Dublineses, versión defnitiva




Corre el año 88, más bien termina. Estás en el cineclub del Instituto donde hiciste COU. Dublineses. Los dos acaban de morir atados a una bombona de oxígeno. Estás triste, hace frío. En ese cine te pusieron Marat Sade. Sólo han pasado tres años, mas te resulta toda una vida. Anjelica Huston llora la muerte de su amigo mientras nieva sobre Dublín, nieva sobre los vivos y los muertos  Aún no has leído Ulises pero sí Dublineses y el retrato. Puede que Joyce plagiara, pero lo que no es traducción es plagio.

            Las lágrimas de Anjelica son sinceras, son por su padre, ese bon vivant, ese gigante guapo con chispazos de genio.

            -¿Le importa si fumo como una chimenea? Mi padre acaba de morir de un enfisema, pero necesito fumar.

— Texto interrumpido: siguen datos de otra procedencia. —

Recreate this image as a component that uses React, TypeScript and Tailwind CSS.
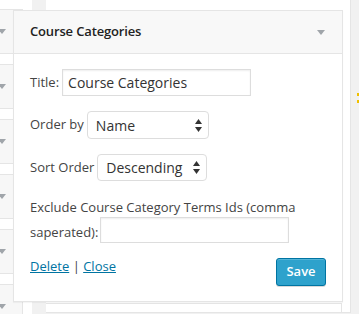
import React from "react";

const Tri = ({ color = "#a0a5aa" }: { color?: string }) => (
  <svg width="8" height="5" viewBox="0 0 8 5" className="block shrink-0">
    <path d="M0 0H8L4 5Z" fill={color} />
  </svg>
);

const SelArrows = () => (
  <svg width="7" height="13" viewBox="0 0 7 13" className="block shrink-0">
    <path d="M0 5L3.5 0L7 5Z" fill="#333" />
    <path d="M0 8H7L3.5 13Z" fill="#333" />
  </svg>
);

export default function App() {
  const items = [0, 1, 2, 3, 4, 5];
  return (
    <div className="relative w-[359px] h-[314px] overflow-hidden bg-[#f1f1f1] font-['Open_Sans',sans-serif]">
      {/* background layout */}
      <div className="flex h-full">
        <div className="w-[32px] h-full bg-white flex flex-col gap-[10px] pt-[9px] shrink-0">
          {items.map((i) => (
            <div
              key={i}
              className="h-[45px] w-[23px] shrink-0 bg-[#f7f7f7] border border-l-0 border-[#e5e5e5] flex items-center overflow-hidden"
            >
              <div className="ml-[-2px]">
                <Tri />
              </div>
            </div>
          ))}
        </div>
        <div className="w-[14px] shrink-0" />
        <div className="w-[305px] h-[313px] shrink-0 bg-white border-r border-b border-[#e5e5e5] flex flex-col justify-end">
          <div className="h-[9px] w-[296px] border-t border-r border-[#e5e5e5] bg-white" />
        </div>
      </div>

      {/* yellow marks at right edge */}
      <div className="absolute left-[357px] top-[93px] w-[2px] h-[3px] bg-[#f0c000]" />
      <div className="absolute left-[357px] top-[100px] w-[2px] h-[3px] bg-[#f0c000]" />

      {/* widget panel */}
      <div className="absolute left-[13px] top-[10px] w-[330px] h-[292px] bg-white border border-[#e5e5e5] shadow-[0_1px_1px_rgba(0,0,0,0.04)] flex flex-col">
        <div className="h-[43px] shrink-0 bg-[#f8f8f8] border-b border-[#e5e5e5] flex items-center justify-between pl-[16px] pr-[17px]">
          <span className="text-[13px] font-semibold text-[#222] tracking-[-0.15px]">Course Categories</span>
          <Tri />
        </div>

        <div className="flex flex-col px-[16px] text-[13px] text-[#444]">
          <div className="mt-[15px] flex items-center h-[27px]">
            <span>Title:</span>
            <div className="ml-[3px] w-[189px] h-[27px] border border-[#ddd] shadow-[inset_0_1px_2px_rgba(0,0,0,0.07)] flex items-center pl-[5px] text-[14px] text-[#333]">
              Course Categories
            </div>
          </div>

          <div className="mt-[15px] flex items-center h-[28px]">
            <span>Order by</span>
            <div className="ml-[3px] w-[122px] h-[28px] border border-[#ddd] rounded-[4px] flex items-center justify-between pl-[8px] pr-[6px] text-[14px] text-[#333]">
              <span>Name</span>
              <SelArrows />
            </div>
          </div>

          <div className="mt-[15px] flex items-center h-[27px]">
            <span>Sort Order</span>
            <div className="ml-[3px] w-[110px] h-[27px] border border-[#ddd] rounded-[4px] flex items-center justify-between pl-[8px] pr-[6px] text-[14px] text-[#333]">
              <span>Descending</span>
              <SelArrows />
            </div>
          </div>

          <div className="mt-[16px] leading-[20px]">Exclude Course Category Terms Ids (comma</div>
          <div className="flex items-center h-[26px]">
            <span className="mt-[5px]">saperated):</span>
            <div className="ml-[2px] w-[189px] h-[26px] border border-[#ddd] shadow-[inset_0_1px_2px_rgba(0,0,0,0.07)]" />
          </div>

          <div className="mt-[13px] flex items-start justify-between">
            <div className="leading-[20px]">
              <a className="text-[#0074a2] underline cursor-pointer">Delete</a>
              <span> | </span>
              <a className="text-[#0074a2] underline cursor-pointer">Close</a>
            </div>
            <button className="mt-[2px] w-[50px] h-[28px] rounded-[3px] bg-[#2ea2cc] border border-[#0074a2] shadow-[inset_0_1px_0_rgba(120,200,230,0.5),0_1px_0_rgba(0,0,0,0.15)] text-white text-[13px] font-semibold flex items-center justify-center">
              Save
            </button>
          </div>
        </div>
      </div>
    </div>
  );
}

            Creo recordar que la entrevista se la hizo Rosa Montero pero no estoy seguro, se me borran los recuerdos, ha pasado mucho tiempo, recuerdo demasiadas cosas, me gustaría tener menos memoria, ser feliz.

            Todos morimos, 76 años era una edad respetable entonces. Una agonía terrible, eso fue lo peor, de Febrero a Julio, un día tras otro, con sus tardes, sus noches, sus madrugadas. Le llegó su uniforme de militar, su paga. Teniente, de academia. Uno, dos y a Teruel, batería de cañones, mil hombres. Pero nadie muere del  todo, nuestros muertos habitan en nuestra memoria, guardamos sus fotos en el cuarto de estar, en la mesilla de noche. A veces seguimos viviendo en su casa, haciendo lo mismo que cuando estaban entre nosotros, pisamos por donde pisaban ellos, desayunamos en el mismo bar, la vida sigue, el mundo seguirá girando hasta el fin de los tiempos.

            Anjelica vive sin su padre hace ya treinta años y seguramente sigue fumando y va envejeciendo y ya no es tan extraordinariamente bella como cuando hizo dublineses o el honor de los Prizzi y puede que guarde fotos y llore desconsolada en la cena de nochebuena o en una tarde de otoño, cuando las calles están llenas de gente que compra y pasea y se dirige a alguna parte y recuerda algún viejo amor como hace ella en la inmortal cinta de John Huston.

            Hace frío en este salón de actos, te pones el chaquetón mientras en la pantalla nieva y estás paralizado por la angustia. Cerca de ti hay un tipo que estudia filosofía, tiene un muñón y escribe, te lo encuentras en todo tipo de eventos culturales hace treinta años, observas cuando lo ves ahora que apenas ha cambiado, no está gordo ni tiene un andar torpe, frecuenta tertulias al aire libre con los pocos intelectuales, ya ancianos, que quedan en tu ciudad.

            Has estado en París sin apenas chapurrear francés, nada, ni una palabra, un taxista de color muy simpático se empeña en que pronuncies correctamente Rue Rennes y no te deja bajar hasta que piensa que lo has logrado.

            “Para enterrar a los muertos/cualquiera sirve, cualquiera/menos un sepulturero”, le espetas a Tere cuando el ataúd termina de caer a tierra. Te acuerdas de toda la escena del entierro de la condesa descalza, una de las últimas pelis que viste con él antes de morir. Bogart llora a Ava Gardner en medio de una copiosa lluvia. Se aproxima el verano del 36, la primavera viene siendo revuelta, mucho, todo es un caos: Falange, Ceda, PCE, PSOE. CNT, hay disparos, asesinatos, la gente tiene miedo a salir de casa, hay ruido de sables. Azaña está paralizado por el miedo y se dedica a escribir en su diario de tapas rojas. Los militares están a punto de alzarse. El futuro teniente Bernardo trabaja como contable, tiene un buen puesto, pasea, toma café, vive con preocupación los sucesos del país, va al cine, lee los periódicos, la vida sigue.